For all that scientists have learned about the sun, plenty of unanswered questions remain about the brightest star in the sky. Advancements in solar astronomy have informed a basic understanding of the light spectrum and help predict geomagnetic storms capable of causing blackouts to electronic grid systems.
Now, an interdisciplinary team of researchers at the University of Notre Dame is building a new class of fast, tunable imaging detectors with the ability to capture images of solar wavelengths invisible to the human eye.
“Because the surface of the sun is so hot, we see most of its light just by looking up at the sky,” says Gary H. Bernstein, the Frank M. Freimann Professor of Electrical Engineering and principal investigator of the three-year project.
“It also has significant emissions at much longer wavelengths. The more wavelengths we can detect, the more we can learn about what is happening on the sun. The technology we are developing will provide new insights into the physics of solar flares, sunspots and magnetic fields on the sun that contribute to weather on Earth.”
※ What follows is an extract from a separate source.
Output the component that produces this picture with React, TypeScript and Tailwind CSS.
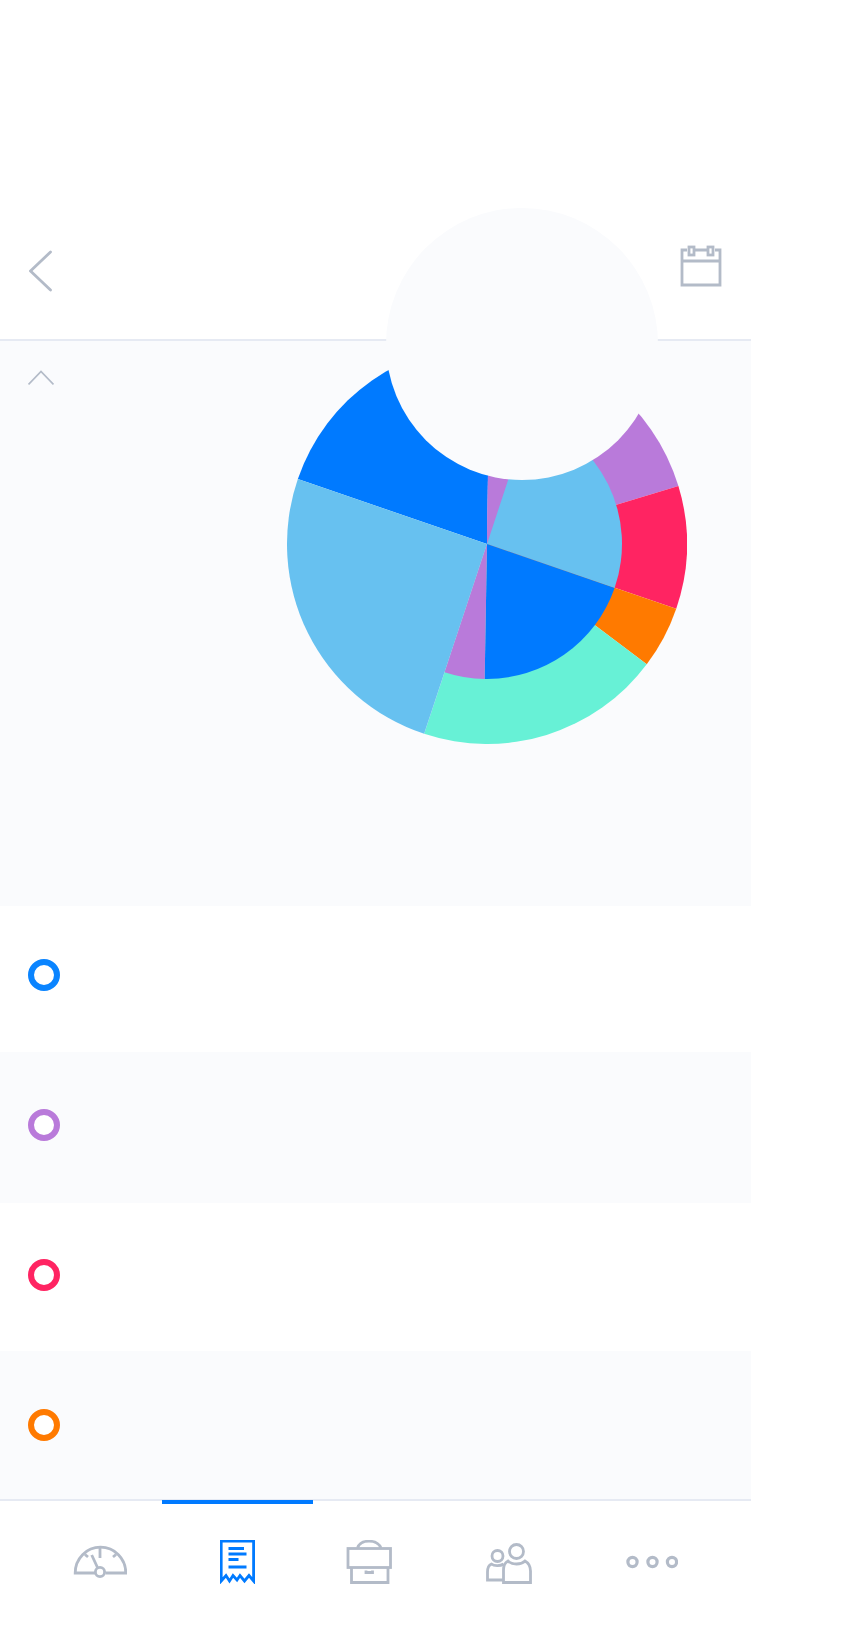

The sun’s surface reaches a temperature of close to 5,800 degrees Celsius (nearly 10,500 degrees Fahrenheit), its light reaching wavelengths around half a micron — not even one millionth of a meter. Based on nanoscale antennas and thermocouples, the new multi-spectral infrared detectors are designed to selectively capture wavelengths from 3 to 100 microns. Bernstein and his team will use that data to determine the temperature of the sun’s lower atmosphere, measure the spectrum of solar flares and gain a better understanding of the role magnetic fields play in solar flare generation.
The detectors will also allow researchers to capture images at those wavelengths and create high frame-rate movies to study the role magnetic fields play in generating solar flares and to predict solar activity that could affect power grid systems and satellite activity.
As part of the NASA-funded project, the team hopes to install the detectors on U.S. satellites.
The high-speed sensors could be used across a wide range of applications, such as aiding navigation of self-driving vehicles, mapping agricultural resources, capturing information about chemical reactions, protecting aircraft from laser attacks, and providing feedback to control manufacturing processes.
The Notre Dame research team includes faculty members David Burghoff, Edward Kinzel, Alexei Orlov, Wolfgang Porod and Gergo Szakmany, along with David Garcia, an undergraduate studying electrical engineering.
The team will collaborate with the United States Air Force Research Laboratory and manufacturer Space Micro Inc.